La campagna del greggio procede spedita. Non è costata neppure un soldato ad Haftar. Era stata preparata da un’azione diplomatica sotterranea che ha portato dalla parte del generale i leader locali e isolato Ibrahim Jathran, capo della Guardia petrolifera e dal 2012 padrone della Mezzaluna. La sua milizia, a forza di tasse, era ormai invisa alla popolazione locale e a chi voleva fare affari con il petrolio. Haftar, nato nella regione, ad Adjabiya, con contatti personali in loco, era ben informato. Tutto era pronto e la velocità con cui il capo della Noc ha approvato l’operazione la dice lunga.

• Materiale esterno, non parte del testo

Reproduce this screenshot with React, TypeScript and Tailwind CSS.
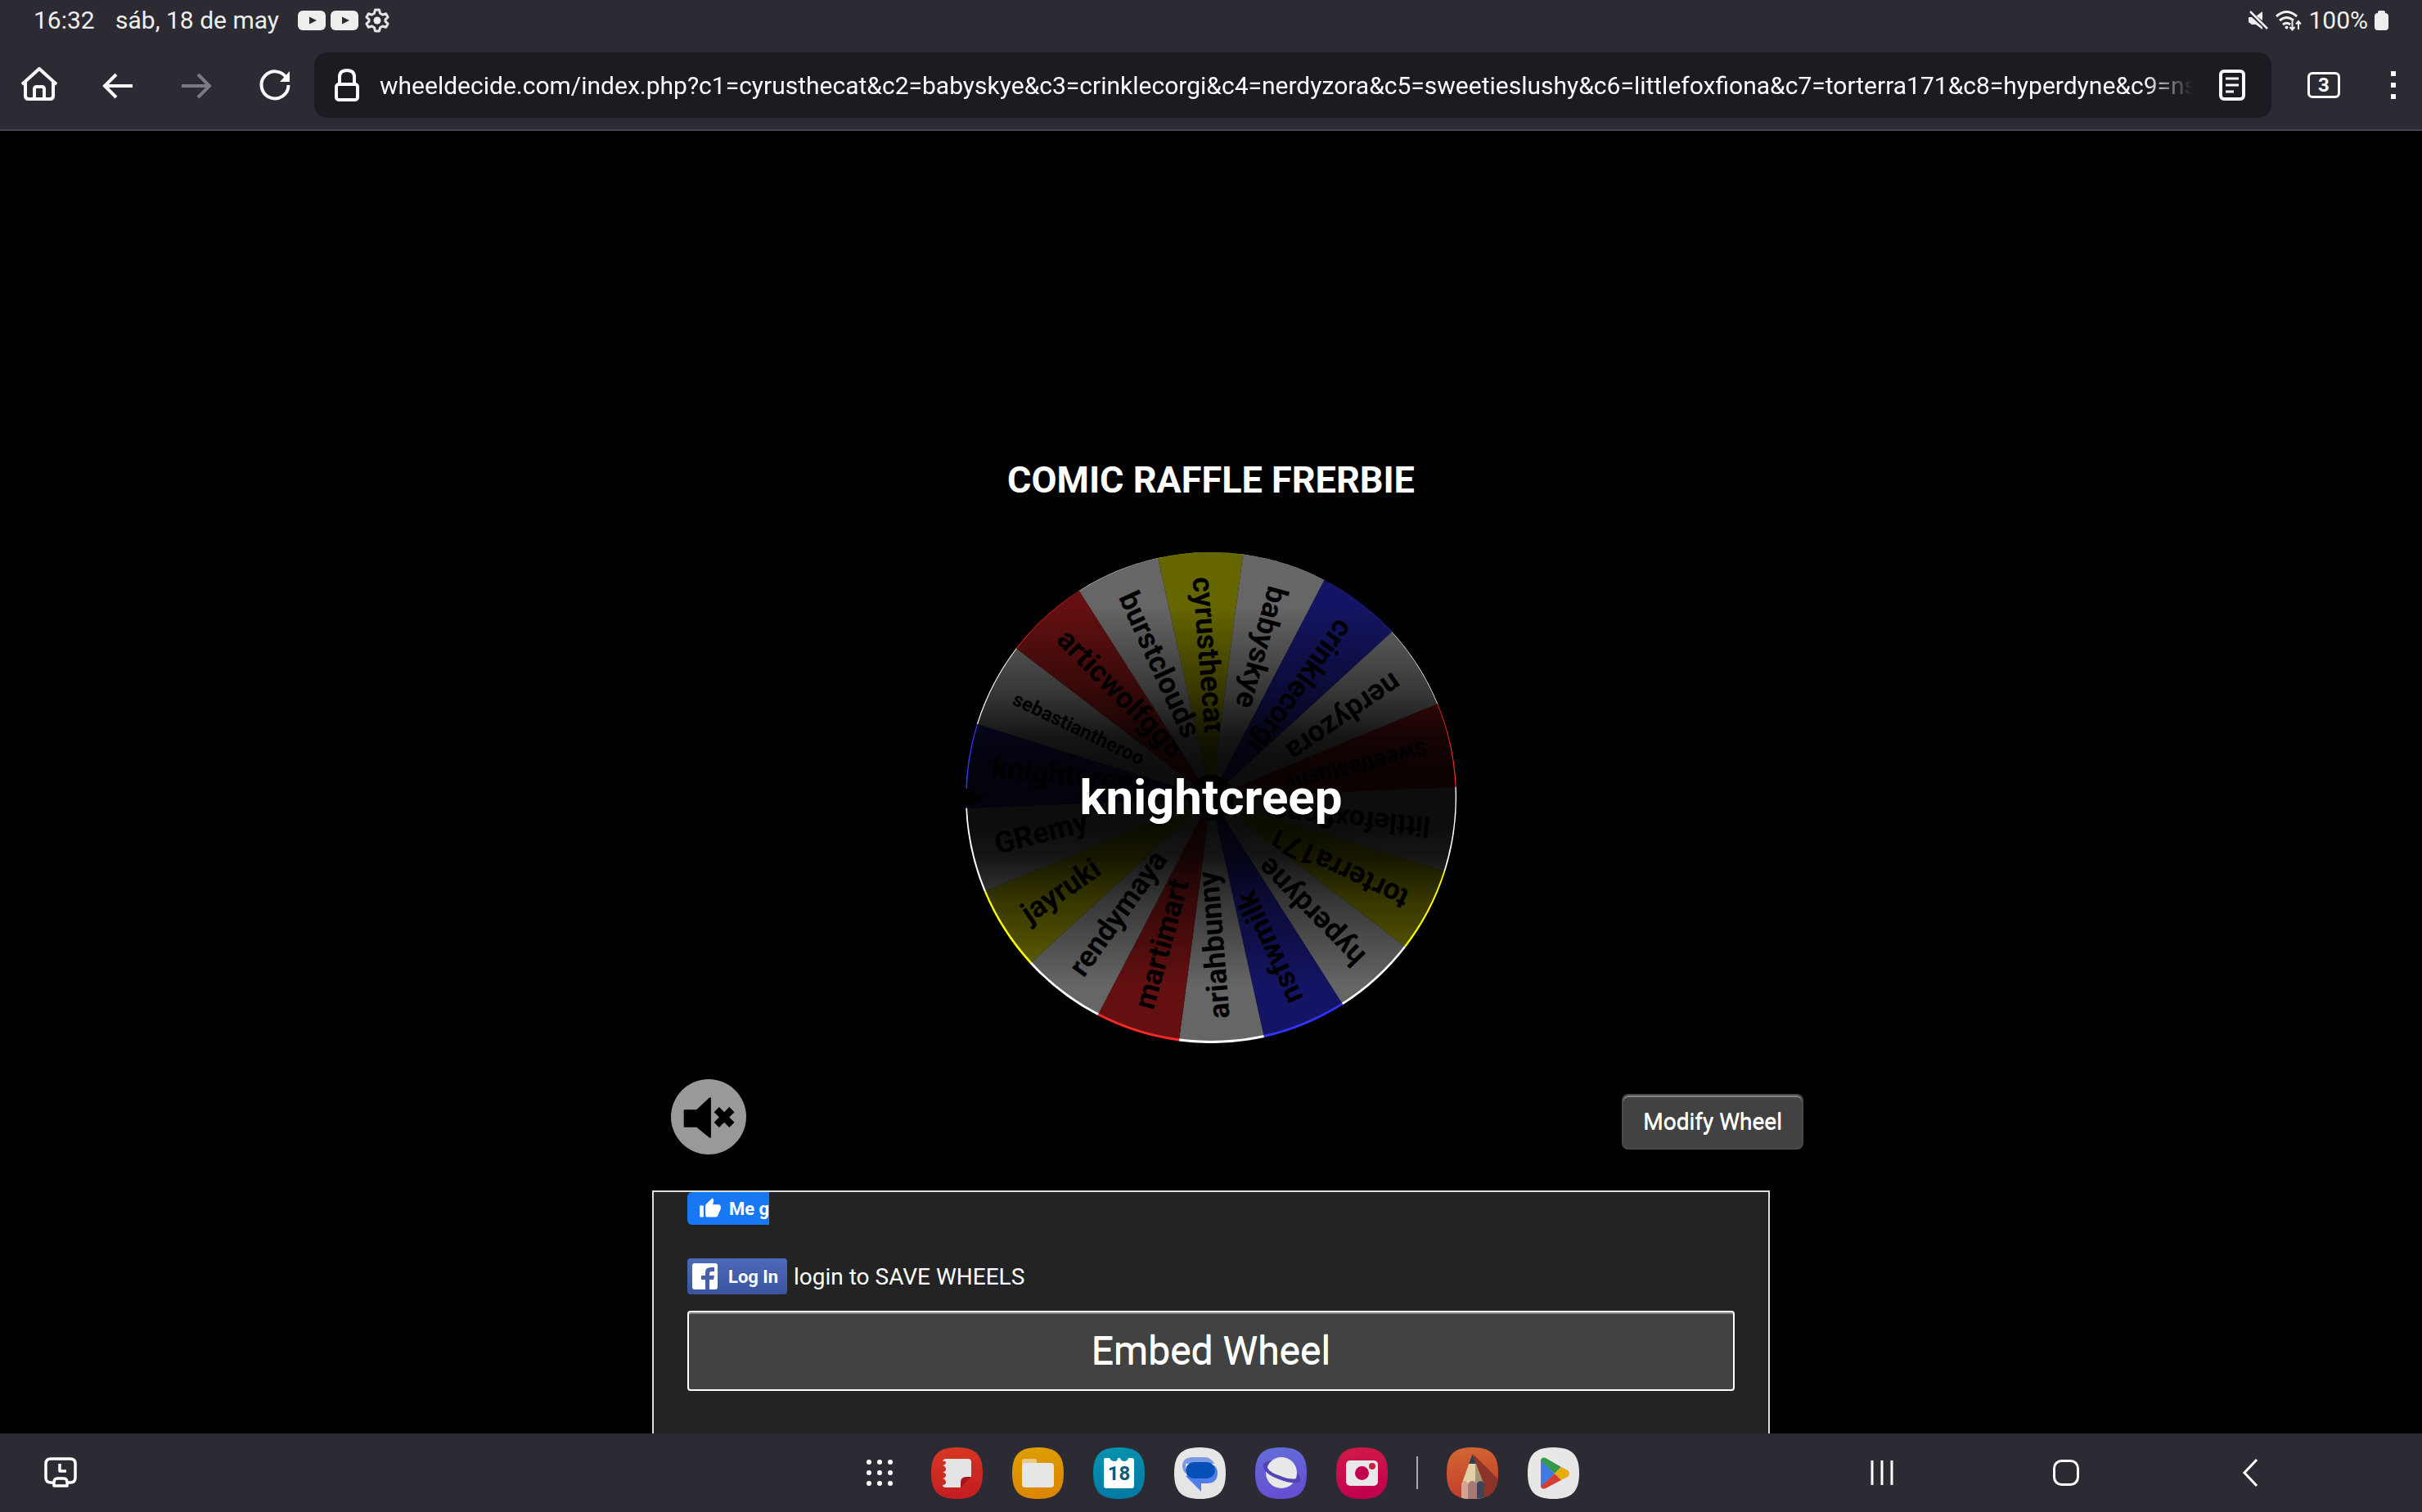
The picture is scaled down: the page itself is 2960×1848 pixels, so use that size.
import { useState } from "react";
import type { ReactNode } from "react";
import { MdThumbUp } from "react-icons/md";

interface Segment {
  name: string;
  color: string;
  size: number;
}

const YELLOW = "#ffff00";
const WHITE = "#ffffff";
const BLUE = "#3333fb";
const RED = "#fb2828";

const segments: Segment[] = [
  { name: "cyrusthecat", color: YELLOW, size: 36 },
  { name: "babyskye", color: WHITE, size: 36 },
  { name: "crinklecorgi", color: BLUE, size: 36 },
  { name: "nerdyzora", color: WHITE, size: 36 },
  { name: "sweetieslushy", color: RED, size: 28 },
  { name: "littlefoxfiona", color: WHITE, size: 34 },
  { name: "torterra171", color: YELLOW, size: 36 },
  { name: "hyperdyne", color: WHITE, size: 36 },
  { name: "nsfwmilk", color: BLUE, size: 36 },
  { name: "ariahbunny", color: WHITE, size: 36 },
  { name: "martimart", color: RED, size: 36 },
  { name: "rendymaya", color: WHITE, size: 36 },
  { name: "jayruki", color: YELLOW, size: 36 },
  { name: "GRemy", color: WHITE, size: 36 },
  { name: "knightcreep", color: BLUE, size: 36 },
  { name: "sebastiantheroo", color: WHITE, size: 24 },
  { name: "articwolfgg8", color: RED, size: 36 },
  { name: "burstclouds", color: WHITE, size: 36 },
];

const url =
  "wheeldecide.com/index.php?c1=cyrusthecat&c2=babyskye&c3=crinklecorgi&c4=nerdyzora&c5=sweetieslushy&c6=littlefoxfiona&c7=torterra171&c8=hyperdyne&c9=nsfwmilk&c10=ariahbunny";

function StatusBar() {
  return (
    <div className="flex h-12 items-center justify-between px-[41px] pt-px text-[30px] leading-none text-[#eeeeee]">
      <div className="flex items-center">
        <span className="w-[100px]">16:32</span>
        <span className="w-[223px]">sáb, 18 de may</span>
        <div className="flex items-center gap-[6px]">
          <PlayBadge />
          <PlayBadge />
          <svg width="32" height="32" viewBox="0 0 32 32" className="ml-px">
            <path
              d="M13.500 3h5l1 4.200 3 1.800 4.200-1.300 2.400 4.200L26 14.800v2.400l3.100 2.900-2.400 4.200-4.200-1.300-3 1.800-1 4.200h-5l-1-4.200-3-1.800-4.200 1.300-2.400-4.200L6 17.200v-2.400l-3.100-2.900 2.400-4.200L9.500 9l3-1.800z"
              fill="none"
              stroke="#e4e4e4"
              strokeWidth="3"
              strokeLinejoin="round"
            />
            <circle cx="16" cy="16" r="4.500" fill="#eee" />
          </svg>
        </div>
      </div>
      <div className="flex items-center">
        <svg width="24" height="24" viewBox="0 0 24 24" fill="#eee" className="mr-[9px]">
          <path d="M17 1v11L9.500 6.500zM0 8h4l13 12v3l-8-6H4l-4-3z" />
          <path d="M2 1l21 21" stroke="#eee" strokeWidth="2.500" />
        </svg>
        <svg width="32" height="26" viewBox="0 0 32 26" fill="none" stroke="#eee" strokeWidth="3" className="mr-2">
          <path d="M1 8q12.500-11 25 0M5 13q8.500-7 17 0M9 18q4.500-3.500 9 0" />
          <circle cx="13.500" cy="21.500" r="2" fill="#eee" stroke="none" />
          <path d="M20.500 14v10M17.500 21l3 3.500 3-3.500M28 24V14M25 17.500l3-3.500 3 3.500" strokeWidth="2" />
        </svg>
        <span>100%</span>
        <svg width="17" height="24" viewBox="0 0 17 24" fill="#eee" className="ml-2">
          <rect x="4" y="0" width="9" height="6" rx="2" />
          <rect y="3" width="17" height="21" rx="4" />
        </svg>
      </div>
    </div>
  );
}

function PlayBadge() {
  return (
    <svg width="34" height="24" viewBox="0 0 34 24">
      <rect width="34" height="24" rx="6" fill="#eee" />
      <path d="M14 7.500l9 4.500-9 4.500z" fill="#2c2b33" />
    </svg>
  );
}

function Toolbar() {
  const [address, setAddress] = useState(url);

  return (
    <div className="flex h-28 items-center border-b-2 border-[#47464d] pt-[2px] text-[#fbfbfe]">
      <div className="grid w-[384px] grid-cols-4">
        <ToolButton label="Inicio">
          <path d="M1 21L22 2l21 19M5 18v17q0 4 4 4h26q4 0 4-4V18M16 38V27q0-3 3-3h6q3 0 3 3v11" />
        </ToolButton>
        <ToolButton label="Atrás">
          <path d="M40 23H6M20 9L6 23l14 14" />
        </ToolButton>
        <ToolButton label="Adelante" dim>
          <path d="M4 23h34M24 9l14 14-14 14" />
        </ToolButton>
        <ToolButton label="Recargar">
          <path d="M37 15A16.500 16.500 0 1 0 38.500 22" />
          <path d="M40 5v13H28z" fill="currentColor" stroke="none" />
        </ToolButton>
      </div>
      <div className="flex h-20 flex-1 items-center rounded-2xl bg-[#1c1b22] pl-[25px] pr-8">
        <svg width="30" height="40" viewBox="0 0 30 40" fill="none" stroke="currentColor" strokeWidth="4" className="mr-[25px]">
          <path d="M6 19V10q0-8 9-8t9 8v9" />
          <rect x="2" y="19" width="26" height="19" rx="3" />
        </svg>
        <input
          type="text"
          aria-label="Dirección"
          value={address}
          onChange={(e) => setAddress(e.target.value)}
          className="h-12 min-w-0 flex-1 bg-transparent text-[30px] outline-none [mask-image:linear-gradient(to_right,black_calc(100%_-_60px),transparent)]"
        />
        <button aria-label="Modo lectura" className="ml-8">
          <svg width="32" height="38" viewBox="0 0 32 38" fill="none" stroke="currentColor" strokeWidth="4">
            <rect x="2" y="2" width="28" height="34" rx="4" />
            <path d="M8 11h16M8 19h16M8 27h10" strokeWidth="3" />
          </svg>
        </button>
      </div>
      <button
        aria-label="Pestañas"
        className="ml-11 flex h-8 w-10 items-center justify-center rounded-md border-[3px] border-[#fbfbfe] text-[24px] leading-none font-bold"
      >
        3
      </button>
      <button aria-label="Menú" className="mr-8 ml-[62px] flex flex-col gap-2">
        <span className="size-[6px] bg-[#fbfbfe]" />
        <span className="size-[6px] bg-[#fbfbfe]" />
        <span className="size-[6px] bg-[#fbfbfe]" />
      </button>
    </div>
  );
}

function ToolButton({ label, dim, children }: { label: string; dim?: boolean; children: ReactNode }) {
  return (
    <button aria-label={label} className={dim ? "flex justify-center text-[#7b7982]" : "flex justify-center"}>
      <svg width="44" height="44" viewBox="0 0 44 44" fill="none" stroke="currentColor" strokeWidth="4">
        {children}
      </svg>
    </button>
  );
}

function Wheel({ winner }: { winner: string }) {
  const step = 360 / segments.length;
  const half = (step / 2) * (Math.PI / 180);
  const x = 300 * Math.sin(half);
  const y = -300 * Math.cos(half);

  return (
    <div className="relative size-[600px]">
      <svg viewBox="-300 -300 600 600" className="size-full">
        <defs>
          <linearGradient id="shade" x1="0" y1="0" x2="0" y2="1">
            <stop offset="0.11" stopColor="#000" stopOpacity="0.6" />
            <stop offset="0.29" stopColor="#000" stopOpacity="0.79" />
            <stop offset="0.38" stopColor="#000" stopOpacity="0.92" />
            <stop offset="0.44" stopColor="#000" stopOpacity="0.95" />
            <stop offset="0.56" stopColor="#000" stopOpacity="0.95" />
            <stop offset="0.62" stopColor="#000" stopOpacity="0.92" />
            <stop offset="0.71" stopColor="#000" stopOpacity="0.79" />
            <stop offset="0.89" stopColor="#000" stopOpacity="0.6" />
          </linearGradient>
        </defs>
        {segments.map((segment, index) => (
          <g key={segment.name} transform={`rotate(${index * step - 2.5})`}>
            <path d={`M0 0L${-x} ${y}A300 300 0 0 1 ${x} ${y}Z`} fill={segment.color} />
            <text
              transform="translate(-2 -270) rotate(88)"
              y="9"
              fontSize={segment.size}
              fontWeight="700"
            >
              {segment.name}
            </text>
          </g>
        ))}
        <circle r="28" />
        <path d="M-300-12l24 12-24 12z" />
        <circle cx="0.2" cy="-1.5" r="298.5" fill="url(#shade)" />
      </svg>
      <div className="absolute inset-0 flex items-center justify-center text-[60px] leading-none font-bold text-white [text-shadow:0_0_4px_black]">
        {winner}
      </div>
    </div>
  );
}

function MuteButton() {
  return (
    <button aria-label="Mute" className="size-[92px] rounded-full bg-[#999999]">
      <svg viewBox="0 0 94 94">
        <path d="M16 39q0-1 1-1h15l16-15q2-1 2 1v48q0 2-2 1L32 60H17q-1 0-1-1z" />
        <path d="M57 38l19 19M76 38L57 57" stroke="#000" strokeWidth="9" />
      </svg>
    </button>
  );
}

function SharePanel() {
  return (
    <section className="flex-1 border-2 border-b-0 border-[#dddddd] bg-[#232323] px-[41px] text-white">
      <button className="flex h-10 w-[100px] items-center overflow-hidden rounded-l-md bg-[#1877f2] pl-[14px] text-[22px] font-bold whitespace-nowrap">
        <MdThumbUp className="mr-[9px] size-7 shrink-0" />
        Me g
      </button>
      <div className="mt-[41px] flex items-center gap-2">
        <button className="flex h-11 w-[122px] items-center gap-[13px] rounded bg-linear-to-b from-[#4c69ba] to-[#3b55a0] pl-[6px] text-[22px] font-bold [text-shadow:0_-1px_0_#354c8c]">
          <svg width="31" height="32" viewBox="0 0 31 32">
            <rect width="31" height="32" rx="3" fill="#fff" />
            <path d="M16 32V20h-5v-5h5v-4q0-6 7-6h4v5h-3q-3 0-3 3v2h6l-1 5h-5v12z" fill="#4560ad" />
          </svg>
          Log In
        </button>
        <span className="pt-[2px] text-[28px]">login to SAVE WHEELS</span>
      </div>
      <button className="mt-5 h-[98px] w-full rounded border-2 border-white bg-[#424242] text-[48px] [box-shadow:inset_0_2px_0_#858585] [text-shadow:0_1px_0_white]">
        Embed Wheel
      </button>
    </section>
  );
}

function AppIcon({ label, from, to, children }: { label: string; from: string; to: string; children: ReactNode }) {
  return (
    <button aria-label={label}>
      <svg width="63" height="63" viewBox="0 0 63 63">
        <defs>
          <linearGradient id={label} x1="0" y1="0" x2="0.2" y2="1">
            <stop stopColor={from} />
            <stop offset="1" stopColor={to} />
          </linearGradient>
          <clipPath id={`${label}-shape`}>
            <path d="M31.500 0C54 0 63 9 63 31.500S54 63 31.500 63 0 54 0 31.500 9 0 31.500 0Z" />
          </clipPath>
        </defs>
        <g clipPath={`url(#${label}-shape)`}>
          <rect width="63" height="63" fill={`url(#${label})`} />
          {children}
        </g>
      </svg>
    </button>
  );
}

function Dock() {
  return (
    <div className="flex items-center gap-9 pl-7">
      <button aria-label="Apps" className="mr-[11px] grid grid-cols-3 gap-[7px]">
        {Array.from({ length: 9 }, (_, i) => (
          <span key={i} className="size-[6px] rounded-full bg-white" />
        ))}
      </button>
      <AppIcon label="Notes" from="#d83a22" to="#c41e22">
        <path
          d="M18 14h27q4 0 4 4v18q-13 0-13 13H18q-4 0-4-3 4 0 4-3.500T14 38q4-1 4-4t-4-3.500q4-1 4-4T14 22q4-1 4-3.500T14 17q1-3 4-3z"
          fill="#e4e4e4"
        />
        <path d="M49 36L36 49v-6q0-7 7-7z" fill="#a3171c" />
      </AppIcon>
      <AppIcon label="Files" from="#dca000" to="#dc8600">
        <path d="M12 24v-7q0-3 3-3h12q3 0 3 3v5h10v5z" fill="#e8ca86" />
        <rect x="12" y="19" width="39" height="30" rx="4" fill="#e6e6e6" />
      </AppIcon>
      <AppIcon label="Calendar" from="#0494ae" to="#027ba4">
        <path d="M15 13h5q2 4 6 4t4-4h3q1 4 5 4t5-4h4q3 0 3 3v31q0 3-3 3H16q-3 0-3-3V15q0-2 2-2z" fill="#fff" />
        <text x="31.500" y="40" textAnchor="middle" fontSize="24" fontWeight="700" fill="#0b5c77">
          18
        </text>
      </AppIcon>
      <AppIcon label="Messages" from="#e8e8e8" to="#e4e4e4">
        <path d="M23 12h14q8 0 12 8H14v12q-4-4-4-9 0-11 13-11z" fill="#7b9ae2" />
        <path d="M49 22q4 4 4 9 0 13-13 13h-7v10L14 35z" fill="#507ee6" />
        <rect x="14" y="18" width="36" height="20" rx="10" fill="#0550b8" />
      </AppIcon>
      <AppIcon label="Internet" from="#636fd9" to="#654fd3">
        <circle cx="32" cy="31" r="19" fill="#e8e8e8" />
        <path
          d="M21 16q-14 2-11 9 3 8 19 14 16 6 24 4 6-3-2-12v7q-9 2-20-3Q18 31 15 25q0-5 6-9z"
          fill="#5344b3"
        />
      </AppIcon>
      <AppIcon label="Camera" from="#d11c48" to="#c2004e">
        <rect x="12" y="16" width="39" height="31" rx="5" fill="#e8e8e8" />
        <circle cx="31.500" cy="31.500" r="8.500" fill="#c2004c" />
        <circle cx="44" cy="23" r="4" fill="#cc2147" />
      </AppIcon>
      <span className="-mx-px h-10 w-[2px] bg-[#a9a9ad]" />
      <AppIcon label="Sketchbook" from="#d26a32" to="#c43c2c">
        <path d="M32 8l31 31v24H46z" fill="#8b3229" />
        <path d="M31.500 8L18 46v17h27V46z" fill="#e0cfa7" />
        <path d="M35 18l11 28H35z" fill="#a59478" />
        <path d="M31.500 8L27 20h9z" fill="#343c47" />
        <path d="M18 63V44q4-6 8 0v19z" fill="#d8a193" />
        <path d="M26 63V45q5-8 11 0v18z" fill="#a67a74" />
        <path d="M37 63V44q4-6 9 0v19z" fill="#3a4658" />
      </AppIcon>
      <AppIcon label="Play" from="#e8e8e8" to="#e6e6e6">
        <path d="M16 15v34l17-17z" fill="#3f7be0" />
        <path d="M16 16q1-5 6-3l19 11-8 8z" fill="#34994c" />
        <path d="M41 24l8 4q4 4 0 8l-8 4-8-8z" fill="#e5ac08" />
        <path d="M33 32l8 8-19 10q-5 2-6-2z" fill="#d33f32" />
      </AppIcon>
    </div>
  );
}

function NavigationBar() {
  return (
    <footer className="grid h-24 grid-cols-[1fr_auto_1fr] items-center bg-[#2c2b33]">
      <button aria-label="Vista" className="ml-[54px] w-10">
        <svg width="40" height="38" viewBox="0 0 40 38" fill="none" stroke="#fff" strokeWidth="3.500">
          <path d="M11 31H8q-6 0-6-6V8q0-6 6-6h24q6 0 6 6v17q0 6-6 6h-3" />
          <path d="M12 35q-1-9 4-9h8q5 0 4 9zM19 8v9h8" strokeLinejoin="round" />
        </svg>
      </button>
      <Dock />
      <div className="flex justify-end pr-[98px]">
        <NavButton label="Recientes">
          <path d="M6 3v30M18 3v30M30 3v30" />
        </NavButton>
        <NavButton label="Inicio">
          <rect x="3.500" y="3.500" width="29" height="29" rx="9" />
        </NavButton>
        <NavButton label="Volver">
          <path d="M26 2L11 18l15 16" />
        </NavButton>
      </div>
    </footer>
  );
}

function NavButton({ label, children }: { label: string; children: ReactNode }) {
  return (
    <button aria-label={label} className="flex w-[225px] justify-center">
      <svg width="36" height="36" viewBox="0 0 36 36" fill="none" stroke="#fff" strokeWidth="3">
        {children}
      </svg>
    </button>
  );
}

export default function App() {
  return (
    <div className="flex min-h-screen flex-col bg-black font-[Roboto,sans-serif]">
      <header className="bg-[#2c2b33]">
        <StatusBar />
        <Toolbar />
      </header>
      <main className="flex flex-1 flex-col items-center pt-[401px]">
        <h1 className="mb-[62px] text-[45px] leading-[52px] font-bold text-white">COMIC RAFFLE FRERBIE</h1>
        <Wheel winner="knightcreep" />
        <div className="flex w-full max-w-[1366px] flex-1 flex-col pt-11">
          <div className="-mr-[41px] mb-11 flex items-start justify-between pl-[23px]">
            <MuteButton />
            <button className="mt-[18px] h-[68px] rounded-lg border-2 border-[#4a4a4a] bg-[#424242] px-6 text-[28px] text-white [box-shadow:inset_0_2px_0_#858585] [text-shadow:0_1px_0_white]">
              Modify Wheel
            </button>
          </div>
          <SharePanel />
        </div>
      </main>
      <NavigationBar />
    </div>
  );
}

Sonallah ha precisato che «le squadre tecniche hanno iniziato a fare una stima dei danni e di ciò che bisogna fare per revocare lo stato di forza maggiore e riprendere le esportazioni al più presto». La «forza maggiore» era stata dichiarata lo scorso marzo dal governo libico di unità nazionale (Gna) guidato da Fayez al-Sarraj, quando i combattenti dell’Isis avevano attaccato i terminal di Sidra e Ras Lanuf. Allora erano state le milizie di Misurata ad aiutare la Guardia petrolifera di Jathran a respingere all’attacco. Poi l’Isis era stato costretto alla ritirata e intrappolato nel centro di Sirte, dove resistono ancora un centinaio di jihadisti.

Rassicurazioni

Il blocco dei terminal ha quasi azzerato le esportazioni di greggio. E la Libia ha bisogno di vendere 800 mila barili al giorno per far funzionare la macchina dello Stato, 500 mila dipendenti. Ora la ripresa dell’export è questione di giorni. Gli introiti, in base agli accordi del 2015 con l’Onu, dovrebbero andare alla Noc, che poi dovrebbe girarli alla Banca centrale libica e infine al governo. Ma quale? A Bengasi in teoria c’è ancora un ex premier, Abdullah al-Thani, vicino al generale, che lunedì si è detto pronto a «lavorare per rimettere in funzione i porti». Haftar ha però voluto rassicurare Usa e Ue che non vuole mettere le «mani sul petrolio». La sua azione è mirata «a liberare i porti dalle mani di una banda di miliziani che ha bloccato le esportazioni provocando enormi perdite all’economia». Il timore è che gli introiti finiscano comunque in mano ad Haftar, o al Parlamento di Tobruk presieduto da Aguila Saleh, che ieri ha promosso Haftar al grado di Maresciallo di campo. Al-Sarraj ha l’appoggio internazionale ma il suo appello alle milizie alleate perché intervenissero contro il generale è caduto nel vuoto. Ieri ha chiesto una «riunione urgente fra le parti in conflitto». Il Consiglio presidenziale, massimo organo esecutivo di Tripoli, è diviso. Due dei nove membri, Ali al-Qatrani e Fathi al-Majbari, hanno espresso la loro contrarietà a «qualsiasi intervento militare» contro Haftar. La notizia è stata data dal giornale online Al-Wasat, vicino agli Emirati arabi uniti, alleati del generale assieme all’Egitto.

Misurata e i parà  

Fonti di Tobruk ribadiscono poi che i capi delle milizie di Misurata, i più potenti alleati di Al-Sarraj fino a ora, sono contrari ad azioni contro Haftar. E sono pronti ad accordi più ampi con il generale. A Misurata stanno per arrivare i parà della Folgore a protezione dell’ospedale da campo che dovrà curare i feriti nella guerra contro l’Isis a Sirte. La guerra del petrolio, con i 48 miliardi di barili di petrolio libico che aspettano un nuovo padrone, è appena cominciata.